Evidence that you're already operating at the next level, not just doing your current job well. If you were managing 2 projects a year ago and now you're managing 5 across two teams, that's scope increase. If you were an individual contributor and now junior engineers come to you for technical decisions, that's scope increase. The question is: has the boundary of your role expanded?

Measurable impact

Numbers. Revenue influenced, costs reduced, time saved, people managed, projects delivered. If your role doesn't have obvious revenue metrics, there are still numbers. Deployment frequency, bug reduction rates, customer satisfaction scores, hours saved per sprint. See how to quantify achievements when you don't have numbers for roles where metrics aren't obvious.

Repeatability

One big win could be luck. A pattern of impact over 6-12 months shows it's you, not the situation. This is where a timeline of achievements matters. A string of wins across multiple quarters is more convincing than a single hero moment, because it demonstrates consistency.

Scope: then vs now

The most persuasive part of a promotion case is often the simplest. Show what your role looked like 12 months ago next to what it looks like now.

Your role 12 months ago

  • Managed 1 project with 3 direct reports
  • Reported to engineering lead on sprint progress
  • Owned frontend implementation for the dashboard
  • Participated in quarterly planning

Your role today

  • Managing 3 concurrent projects across 2 teams, 6 direct reports
  • Presenting progress directly to VP of Product in monthly reviews
  • Owning technical architecture decisions for the entire customer-facing platform
  • Leading quarterly planning sessions and setting team OKRs

If the gap between the two columns is large, you have a scope argument. If they look the same, you may be doing your current job very well -- which is worth recognizing, but it's a different conversation than a promotion.

Building the one-page case

Your promotion case should fit on one page. Not because anyone will literally print it, but because the constraint forces you to prioritize. Here's the structure:

Promotion case template

Current title: Senior Product Manager

What I'm actually doing: Leading cross-functional planning for the payments team (12 engineers, 3 designers). Owning the relationship with our two largest enterprise clients. Running the quarterly roadmap review with the VP.

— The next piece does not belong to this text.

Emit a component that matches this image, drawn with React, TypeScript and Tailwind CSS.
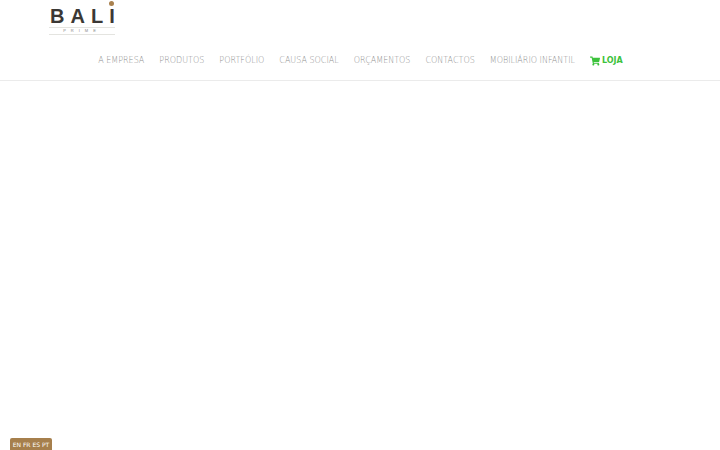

Scope comparison: Moved from owning a single product surface (checkout flow) to owning the full payments platform across web and mobile. Team grew from 4 to 12 under my coordination. Now responsible for client relationships that represent 35% of ARR.

Key achievements (last 12 months):

  • Led payments v2 migration across 3 markets. Reduced failed transactions by 38%, adding approx. EUR 400K in recovered annual revenue
  • Built and onboarded 5 new team members during H2. Team velocity increased 25% by Q4 despite the ramp-up period
  • Identified and fixed a billing discrepancy affecting enterprise clients. Retained 2 at-risk accounts worth combined EUR 650K ARR
  • Proposed and implemented the async standup format now used across 4 teams. Reduced meeting time by 6 hours per week for the engineering org

Stakeholder feedback: "The payments migration was the smoothest cross-market launch we've done." -- VP Engineering, October all-hands. "She's the reason we didn't lose [client name]." -- Head of Sales, Q3 review.

What I'd do at the next level: Formalize the cross-team planning process I've been running informally. Take ownership of the enterprise partnership strategy alongside Sales. Mentor the two senior PMs who are trending toward leadership roles.

Notice: the achievements are specific, numbered, and tied to outcomes. The "what I'd do" section shows forward thinking, not just a request for a title bump.

The conversation itself

The document does the heavy lifting. The conversation is you walking your manager through it.

Don't open with "I want a promotion." Open with the document. Share it a few days before the meeting so your manager has time to read it and think. In the meeting, walk through the highlights. Then ask:

"What would need to be true for this to happen in the next cycle?"

That question is better than "I want a promotion" for a specific reason: it turns your manager into an ally. Instead of responding to a request (which puts them on the spot), they're telling you what's missing. Maybe nothing is missing and the answer is "I'll push for it." Maybe they tell you the one thing the committee will ask about. Either way, you're working together instead of negotiating.

The documentation shortcut

If you've been keeping a career journal or tracking achievements throughout the year, the promotion document writes itself. You're selecting from existing entries, sorting by impact, and formatting. That's a 30-minute exercise.

If you haven't been tracking, you're doing the 2-hour reconstruction sprint first, then building the case from what you recovered. It works, but you'll lose details -- the exact numbers, the specific feedback, the context that made something hard. Those details are what make a promotion case airtight instead of just decent.

The difference between "I improved the process" and "I reduced report generation from 3 days to 4 hours, and the CFO now uses the output in board presentations" is the difference between a case that gets deferred and one that gets approved.

Achievement tracking exists to make that difference automatic. But even a simple text file updated weekly will give you what you need when promotion time comes.

Build the case first. The confidence follows.